Available data
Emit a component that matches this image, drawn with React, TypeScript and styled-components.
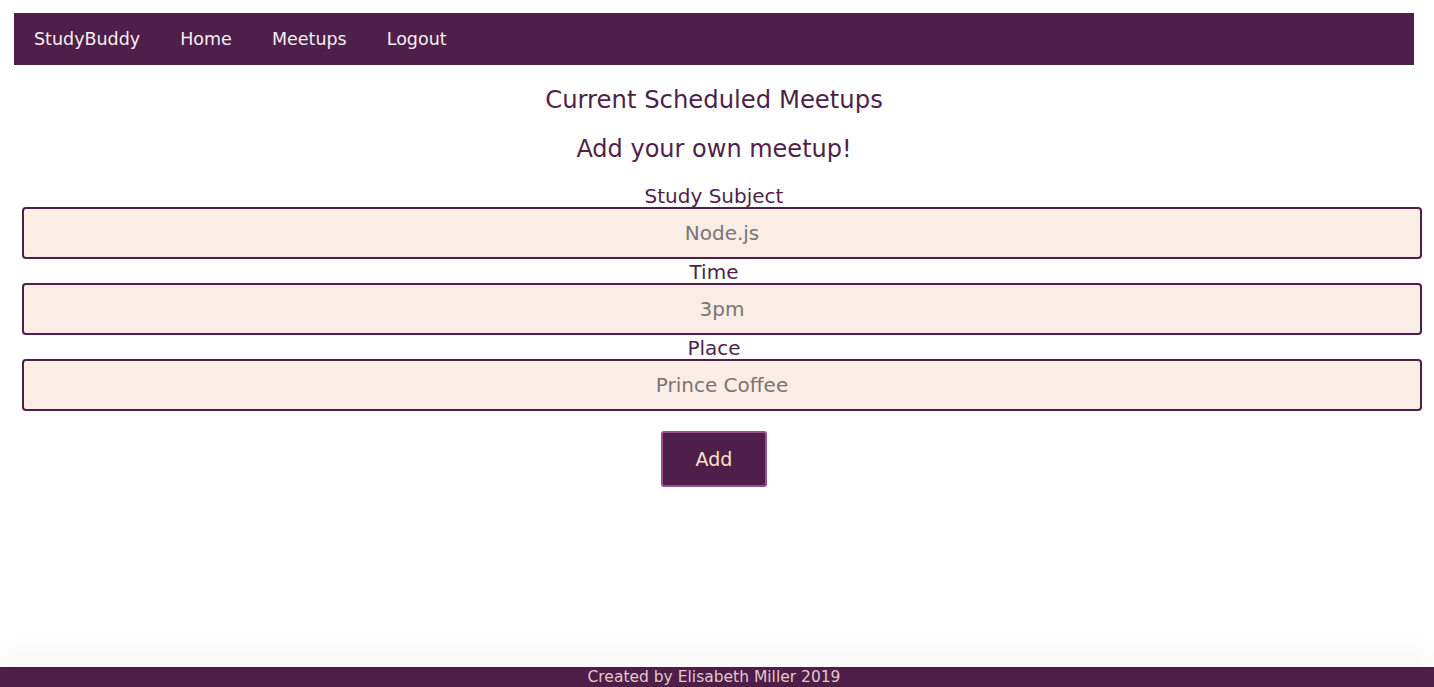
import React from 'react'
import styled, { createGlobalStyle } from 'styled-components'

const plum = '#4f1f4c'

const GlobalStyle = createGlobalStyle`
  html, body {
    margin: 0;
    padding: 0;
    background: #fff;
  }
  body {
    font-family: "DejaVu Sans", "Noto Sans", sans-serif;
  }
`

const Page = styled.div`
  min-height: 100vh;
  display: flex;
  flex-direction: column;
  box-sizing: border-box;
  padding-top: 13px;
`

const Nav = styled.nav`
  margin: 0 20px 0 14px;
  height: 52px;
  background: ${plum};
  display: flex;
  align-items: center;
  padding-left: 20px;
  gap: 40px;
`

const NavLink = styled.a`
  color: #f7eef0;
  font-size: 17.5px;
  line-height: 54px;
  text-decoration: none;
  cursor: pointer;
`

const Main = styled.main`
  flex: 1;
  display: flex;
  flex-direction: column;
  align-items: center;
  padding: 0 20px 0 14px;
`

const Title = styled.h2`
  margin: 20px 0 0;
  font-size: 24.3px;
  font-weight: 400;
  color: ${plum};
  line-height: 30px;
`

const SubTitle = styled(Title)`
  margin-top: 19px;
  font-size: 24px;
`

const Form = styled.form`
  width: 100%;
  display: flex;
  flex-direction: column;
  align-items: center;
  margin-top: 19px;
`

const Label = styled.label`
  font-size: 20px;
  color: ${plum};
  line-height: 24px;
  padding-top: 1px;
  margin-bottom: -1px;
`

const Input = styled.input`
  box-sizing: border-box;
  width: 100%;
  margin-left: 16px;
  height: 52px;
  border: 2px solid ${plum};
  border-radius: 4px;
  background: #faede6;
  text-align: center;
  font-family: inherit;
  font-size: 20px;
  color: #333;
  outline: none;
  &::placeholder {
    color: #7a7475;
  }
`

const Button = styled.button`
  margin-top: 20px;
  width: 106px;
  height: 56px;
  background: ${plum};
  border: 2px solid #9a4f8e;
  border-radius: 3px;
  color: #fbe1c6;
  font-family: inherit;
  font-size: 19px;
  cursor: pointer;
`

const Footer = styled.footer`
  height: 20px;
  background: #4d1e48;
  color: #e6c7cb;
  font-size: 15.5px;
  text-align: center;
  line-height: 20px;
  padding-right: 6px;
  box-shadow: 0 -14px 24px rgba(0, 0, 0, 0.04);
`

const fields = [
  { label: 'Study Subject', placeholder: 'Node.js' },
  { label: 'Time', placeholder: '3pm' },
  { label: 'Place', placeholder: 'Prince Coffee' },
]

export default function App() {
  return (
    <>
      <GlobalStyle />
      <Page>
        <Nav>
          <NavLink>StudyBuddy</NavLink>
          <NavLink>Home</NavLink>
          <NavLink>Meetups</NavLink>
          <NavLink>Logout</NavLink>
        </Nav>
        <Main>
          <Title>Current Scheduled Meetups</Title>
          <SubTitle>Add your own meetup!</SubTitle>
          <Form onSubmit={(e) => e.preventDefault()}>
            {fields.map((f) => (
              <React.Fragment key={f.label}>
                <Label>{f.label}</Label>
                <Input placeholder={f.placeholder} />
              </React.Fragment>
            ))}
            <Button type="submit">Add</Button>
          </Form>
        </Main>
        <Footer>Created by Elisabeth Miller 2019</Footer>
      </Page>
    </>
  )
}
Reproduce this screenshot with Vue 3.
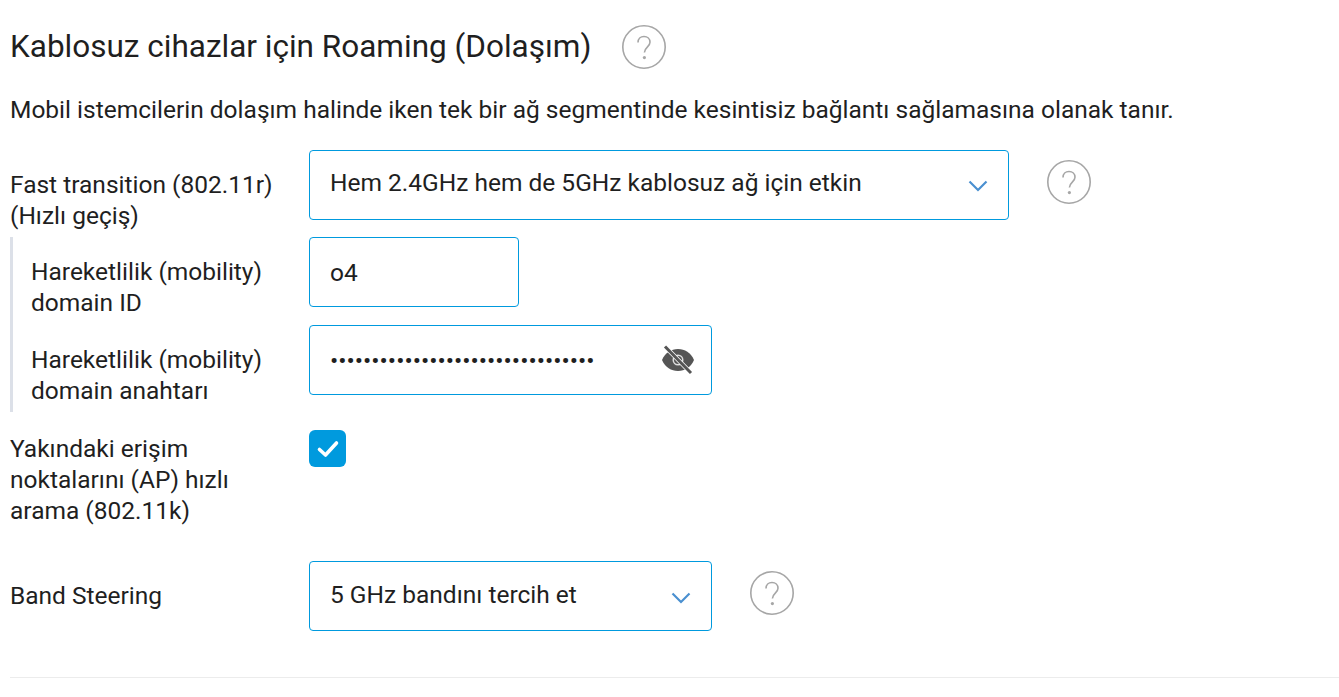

Your objective
Pictures stay out. Print the data exactly, from its first line through the line containing "const plum = '#4f1f4c'".

Written reply
Emit a component that matches this image, drawn with React, TypeScript and styled-components.
import React from 'react'
import styled, { createGlobalStyle } from 'styled-components'

const plum = '#4f1f4c'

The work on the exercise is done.